As stated in Epperly v. Seattle, supra, the general rule is that the owner of premises owes to the servant of the independent contractor employed to perform work on his premises the duty to avoid endangering him by his own negligence or affirmative act, but owes no duty to protect him from the negligence of his own master.
Under the circumstances we hold that the defendant's duty was not breached. It had no duty arising either from the contract or from common law to inspect the contractor's facilities to protect the contractor's workmen from hazards incident to their use. We therefore conclude that no material issue of fact survived and the granting of summary judgment was proper.
Judgment affirmed.
PETRIE, C.J., and PEARSON, J., concur.
NOTES
[1] Section 343 provides: "A possessor of land is subject to liability for physical harm caused to his invitees by a condition on the land if, but only if, he
"(a) knows or by the exercise of reasonable care would discover the condition, and should realize that it involves an unreasonable risk of harm to such invitees, and
"(b) should expect that they will not discover or realize the danger, or will fail to protect themselves against it, and
"(c) fails to exercise reasonable care to protect them against the danger."

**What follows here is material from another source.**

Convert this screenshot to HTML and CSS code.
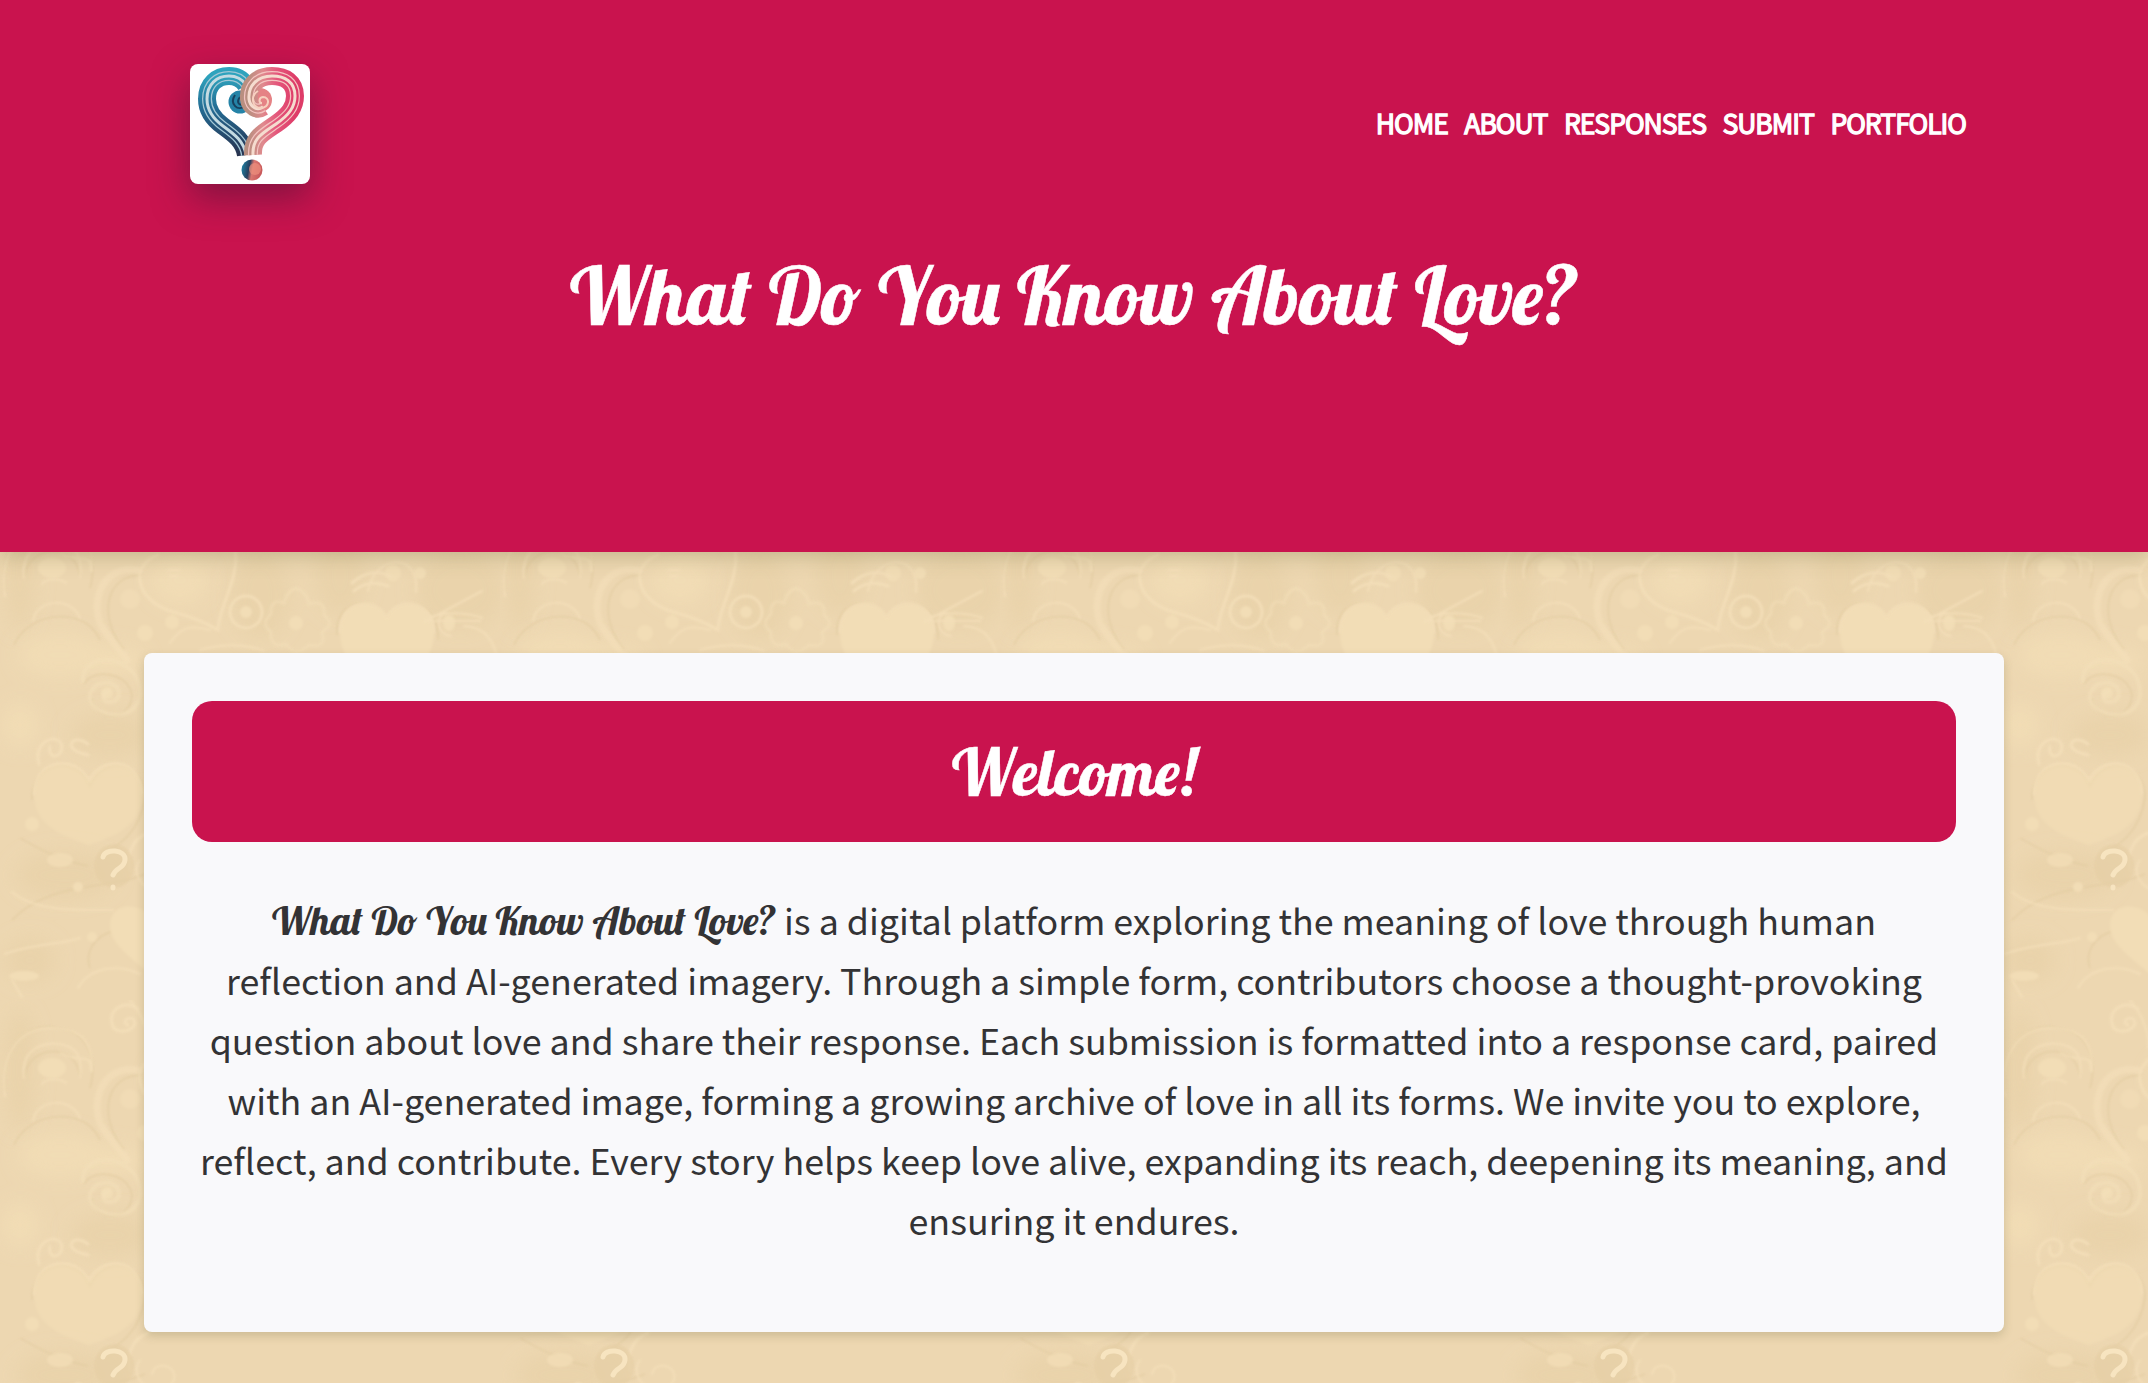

Section 343A provides: "(1) A possessor of land is not liable to his invitees for physical harm caused to them by any activity or condition on the land whose danger is known or obvious to them, unless the possessor should anticipate the harm despite such knowledge or obviousness.
"(2) In determining whether the possessor should anticipate harm from a known or obvious danger, the fact that the invitee is entitled to make use of public land, or of the facilities of a public utility, is a factor of importance indicating that the harm should be anticipated."
[2] Overruled on other grounds: Nordstrom v. White Metal Rolling & Stamping Corp., 75 Wn.2d 629, 453 P.2d 619 (1969).